Climate change mitigation investigating asphalt pavement solutions made up of plastomeric compounds

Abstract

Aiming to mitigate climate change effects associated with the construction of asphalt pavements, two different polymers, namely a plastomeric compound (PC) and a graphene-enhanced recycled (hard) plastic compound (GRPC), were introduced into hot mix asphalt (HMA) for binder layers of road pavements. The study revolved around the investigation of the mechanical performance and life cycle environmental impacts of four HMAs: a) HMA with neat bitumen and cold-added PC (HMAPC), b) HMA with neat bitumen and cold-added GRPC (HMAGRPC), c) HMA containing neat bitumen (HMANB) and d) HMA made up of modified bitumen with 5% Styrene Butadiene Styrene (HMAPMB).
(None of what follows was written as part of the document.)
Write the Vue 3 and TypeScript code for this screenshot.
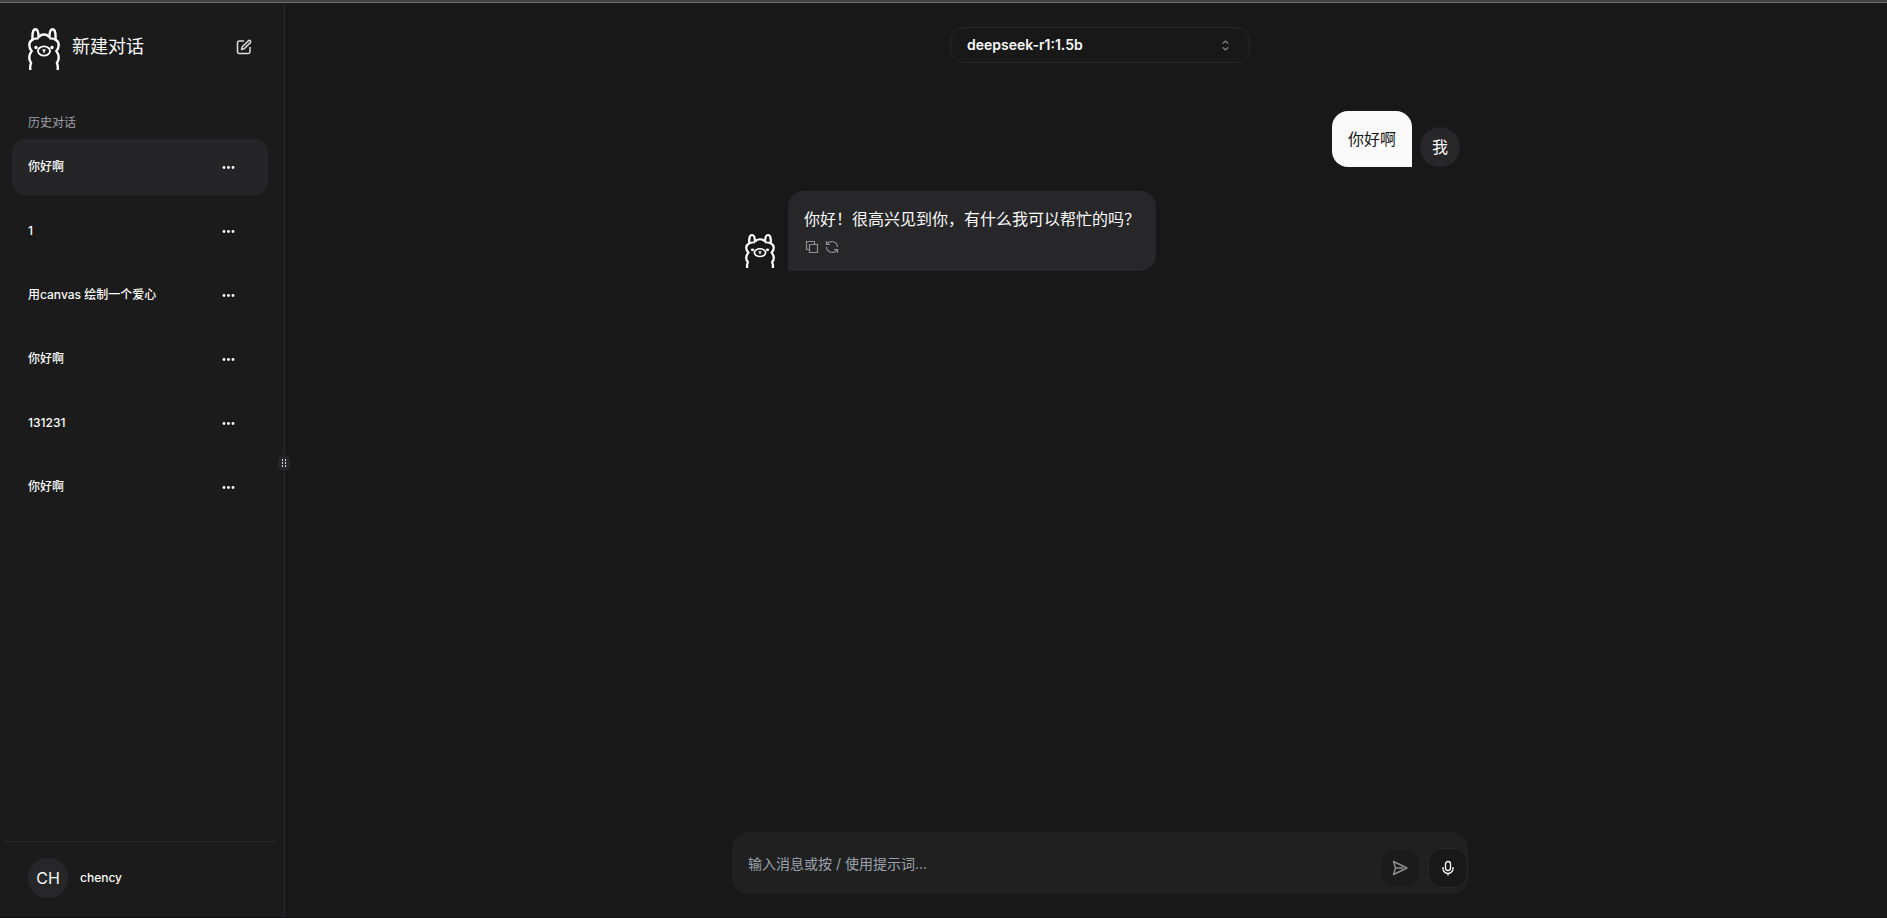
<script setup lang="ts">
import { ref } from 'vue'

interface Conversation {
  id: number
  title: string
}

const conversations: Conversation[] = [
  { id: 1, title: '你好啊' },
  { id: 2, title: '1' },
  { id: 3, title: '用canvas 绘制一个爱心' },
  { id: 4, title: '你好啊' },
  { id: 5, title: '131231' },
  { id: 6, title: '你好啊' },
]

const activeId = ref(1)
const draft = ref('')
const model = ref('deepseek-r1:1.5b')
</script>

<template>
  <div class="app">
    <svg class="defs" aria-hidden="true">
      <symbol id="llama" viewBox="0 0 32 42" preserveAspectRatio="none">
        <g fill="none" stroke="#fff" stroke-width="2.400" stroke-linecap="butt" stroke-linejoin="round">
          <path d="M4.800 12.500C4 8 4.400 1.300 7.400 1.300c2.500 0 3.200 4 3.200 8.300" />
          <path d="M27.200 12.500C28 8 27.600 1.300 24.600 1.300c-2.500 0-3.200 4-3.200 8.300" />
          <path d="M10.600 9.400C12 7.300 13.800 6.500 16 6.500s4 .8 5.400 2.900" />
          <path d="M10.800 10.400C5 10 1.300 12.700 1.300 17c0 2.300.8 4.200 2.400 6C2.100 25 1.300 27.200 1.300 29.700c0 2 .6 3.600 1.800 5C2.300 36.500 2 39 2.300 42" />
          <path d="M21.200 10.400C27 10 30.700 12.700 30.700 17c0 2.300-.8 4.200-2.400 6 1.600 2 2.400 4.200 2.400 6.700 0 2-.6 3.600-1.800 5 .8 1.800 1.100 4.300.8 7.300" />
          <ellipse cx="16" cy="23" rx="6" ry="4.700" stroke-width="1.800" />
          <path d="M14.600 21.500 16 22.700l1.400-1.200M16 22.500v2.200" stroke-width="1.500" />
        </g>
        <circle cx="8" cy="19.500" r="1.700" fill="#fff" />
        <circle cx="24" cy="19.500" r="1.700" fill="#fff" />
      </symbol>
    </svg>

    <div class="topline"></div>
    <div class="workspace">
      <aside class="sidebar">
        <button class="new-chat" type="button">
          <svg class="brand"><use href="#llama" /></svg>
          <span class="new-label">新建对话</span>
          <svg class="edit" viewBox="0 0 16 16" fill="none" stroke="#ddd" stroke-width="1.500" stroke-linejoin="round" aria-hidden="true">
            <path d="M8 2H3.200A1.700 1.700 0 0 0 1.500 3.700v9.100a1.700 1.700 0 0 0 1.700 1.700h9.100a1.700 1.700 0 0 0 1.700-1.700V8" />
            <path d="M5.500 10.500 6.300 7.800 12.400 1.700a1.300 1.300 0 0 1 1.900 1.900L8.200 9.700z" />
          </svg>
        </button>

        <h2 class="history-title">历史对话</h2>
        <ul class="history">
          <li
            v-for="item in conversations"
            :key="item.id"
            class="row"
            :class="{ active: item.id === activeId }"
          >
            <button class="row-title" type="button" @click="activeId = item.id">{{ item.title }}</button>
            <button class="more" type="button" aria-label="更多">
              <svg viewBox="0 0 16 16" fill="#fff" aria-hidden="true">
                <circle cx="4" cy="8.500" r="1.400" />
                <circle cx="8.500" cy="8.500" r="1.400" />
                <circle cx="13" cy="8.500" r="1.400" />
              </svg>
            </button>
          </li>
        </ul>

        <footer class="account">
          <span class="avatar">CH</span>
          <span class="account-name">chency</span>
        </footer>

        <div class="handle">
          <svg viewBox="0 0 6 10" fill="#ddd" aria-hidden="true">
            <rect x="1" y="1" width="1" height="2" /><rect x="4" y="1" width="1" height="2" />
            <rect x="1" y="4" width="1" height="2" /><rect x="4" y="4" width="1" height="2" />
            <rect x="1" y="7" width="1" height="2" /><rect x="4" y="7" width="1" height="2" />
          </svg>
        </div>
      </aside>

      <main class="chat">
        <button class="model" type="button" aria-haspopup="listbox">
          <span>{{ model }}</span>
          <svg viewBox="0 0 15 15" aria-hidden="true">
            <path d="M4.800 5.600 7.500 3l2.700 2.600M4.800 9.400 7.500 12l2.700-2.600" fill="none" stroke="#8b8b8b" stroke-width="1.200" />
          </svg>
        </button>

        <section class="messages">
          <div class="message mine">
            <p class="bubble">你好啊</p>
            <span class="avatar">我</span>
          </div>
          <div class="message">
            <span class="bot"><svg><use href="#llama" /></svg></span>
            <div class="bubble">
              <p>你好！很高兴见到你，有什么我可以帮忙的吗？</p>
              <div class="actions">
                <button type="button" aria-label="复制">
                  <svg viewBox="0 0 14 14" fill="none" stroke="#8f8f96" stroke-width="1.200" aria-hidden="true">
                    <path d="M4.500 4.500h8v8h-8zM4.500 9.500h-3v-8h8v3" />
                  </svg>
                </button>
                <button type="button" aria-label="重新生成">
                  <svg viewBox="0 0 14 14" fill="none" stroke="#8f8f96" stroke-width="1.200" aria-hidden="true">
                    <path d="M1.500 1v3.500H5M1.700 4.300C3 2.300 4.800 1.500 7 1.500c3 0 5.500 2.500 5.500 5.500M12.500 13V9.500H9M12.300 9.700C11 11.700 9.200 12.500 7 12.500 4 12.500 1.500 10 1.500 7" />
                  </svg>
                </button>
              </div>
            </div>
          </div>
        </section>

        <form class="composer" @submit.prevent>
          <input v-model="draft" type="text" aria-label="消息" placeholder="输入消息或按 / 使用提示词..." />
          <button class="square dim" type="submit" aria-label="发送">
            <svg viewBox="0 0 16 16" fill="none" stroke="#fff" stroke-width="1.400" stroke-linejoin="round" aria-hidden="true">
              <path d="M1.500 1.500 15 8 1.500 14.500 3.500 8zM3.500 8H11" />
            </svg>
          </button>
          <button class="square" type="button" aria-label="语音">
            <svg viewBox="0 0 16 16" fill="none" stroke="#fff" stroke-width="1.300" aria-hidden="true">
              <rect x="5.500" y="1.500" width="5" height="9" rx="2.500" />
              <path d="M3 7v1.500a5 5 0 0 0 10 0V7M8 13.500V15.500" />
            </svg>
          </button>
        </form>
      </main>
    </div>
  </div>
</template>

<style>
body {
  margin: 0;
  background: #181818;
}
</style>

<style scoped>
* {
  box-sizing: border-box;
}
.app {
  display: flex;
  flex-direction: column;
  min-height: 100vh;
  border-bottom: 1px solid #160e12;
  color: #fafafa;
  font-family: Inter, "Noto Sans CJK SC", sans-serif;
  font-size: 16px;
  line-height: 24px;
}
.defs {
  position: absolute;
  width: 0;
  height: 0;
}
button {
  padding: 0;
  border: 0;
  background: none;
  color: inherit;
  font: inherit;
  cursor: pointer;
}
svg {
  display: block;
}
p,
h2,
ul {
  margin: 0;
  padding: 0;
}
.topline {
  height: 3px;
  background: #424242;
  border-bottom: 1px solid #6c6c6c;
}
.workspace {
  flex: 1;
  display: flex;
}
.sidebar {
  position: relative;
  flex: none;
  display: flex;
  flex-direction: column;
  width: 285px;
  background: #1b1b1b;
  border-right: 1px solid #29292b;
}
.new-chat {
  display: flex;
  align-items: center;
  gap: 12px;
  margin: 24px 32px 0 28px;
  height: 40px;
  text-align: left;
}
.brand {
  width: 32px;
  height: 42px;
  margin-top: 4px;
}
.new-label {
  flex: 1;
  font-size: 18px;
  line-height: 28px;
}
.edit {
  width: 16px;
  height: 16px;
}
.history-title {
  margin: 47px 28px 8px;
  color: #a1a1aa;
  font-size: 12px;
  font-weight: 400;
  line-height: 17px;
}
.history {
  display: flex;
  flex-direction: column;
  gap: 8px;
  margin: 0 16px 0 12px;
  list-style: none;
}
.row {
  display: flex;
  align-items: center;
  height: 56px;
  padding: 0 32px 0 16px;
  border-radius: 14px;
  font-size: 12px;
  font-weight: 500;
  line-height: 16px;
}
.row.active {
  background: #252527;
}
.row-title {
  flex: 1;
  text-align: left;
}
.more svg {
  width: 16px;
  height: 16px;
}
.account {
  display: flex;
  align-items: center;
  gap: 12px;
  margin: auto 8px 0 4px;
  padding: 16px 24px 19px;
  border-top: 1px solid #29292b;
}
.account-name {
  font-size: 12px;
  font-weight: 500;
  line-height: 16px;
}
.avatar {
  flex: none;
  display: grid;
  place-items: center;
  width: 40px;
  height: 40px;
  border-radius: 50%;
  background: #27272a;
}
.handle {
  position: absolute;
  top: 452px;
  right: -6px;
  display: grid;
  place-items: center;
  width: 12px;
  height: 16px;
  border-radius: 6px;
  background: #27272a;
}
.handle svg {
  width: 6px;
  height: 10px;
}
.chat {
  flex: 1;
  display: flex;
  flex-direction: column;
  align-items: center;
  padding: 24px 0 23px 28px;
  background: #181818;
}
.model {
  display: flex;
  align-items: center;
  justify-content: space-between;
  width: 300px;
  height: 36px;
  padding: 0 16px;
  border: 1px solid #27272a;
  border-radius: 14px;
  font-size: 14px;
  font-weight: 600;
  line-height: 20px;
}
.model svg {
  width: 15px;
  height: 15px;
}
.messages {
  display: flex;
  flex: 1;
  flex-direction: column;
  gap: 24px;
  width: 100%;
  max-width: 720px;
  padding-top: 48px;
}
.message {
  display: flex;
  align-items: flex-end;
  gap: 8px;
}
.mine {
  justify-content: flex-end;
}
.bubble {
  padding: 16px;
  border-radius: 16px 16px 16px 0;
  background: #27272a;
}
.mine .bubble {
  border-radius: 16px 16px 0 16px;
  background: #fafafa;
  color: #18181b;
}
.bot {
  display: grid;
  place-items: center;
  width: 40px;
  height: 40px;
}
.bot svg {
  width: 30px;
  height: 34px;
}
.actions {
  display: flex;
  gap: 6px;
  padding: 9px 0 1px 1px;
}
.actions svg {
  width: 14px;
  height: 14px;
}
.composer {
  display: flex;
  align-items: flex-end;
  gap: 8px;
  width: 100%;
  max-width: 736px;
  height: 62px;
  padding-bottom: 6px;
  border-radius: 16px;
  background: #202020;
}
.composer input {
  flex: 1;
  min-width: 0;
  height: 50px;
  padding: 0 16px;
  border: 0;
  outline: 0;
  background: none;
  color: #fafafa;
  font: inherit;
  font-size: 14px;
}
.composer input::placeholder {
  color: #9ca3af;
  opacity: 1;
}
.square {
  display: grid;
  place-items: center;
  width: 40px;
  height: 40px;
  border: 1px solid #27272a;
  border-radius: 14px;
  background: #181818;
}
.square svg {
  width: 16px;
  height: 16px;
}
.dim {
  opacity: 0.5;
}
</style>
The mechanical characterization results showed that HMAPC and HMAGRPC increased their crack propagation resistance compared to HMANB, respectively by 35 and 39%, while HMAPMB exhibited the lowest rut depth since it is specifically designed to keep the deformation low at high temperature. The rational design of pavement superstructures was carried out by using in turn each designed asphalt mixture for the binder layer; the HMAGRPC resulted in 12 years-longer service life compared to that of a traditional HMA. The application of life cycle assessment methodology highlighted that the solution made up of GRPC resulted in significantly reduced environmental impact indicators; in detail, the greatest reduction was achieved for the marine ecotoxicity (−58% and −22% compared to those with HMANB and HMAPMB in the binder layer, respectively) for the overall lower amount of fuels used and lower NOx emissions (−3 kg) during transportation phases and supply of raw materials.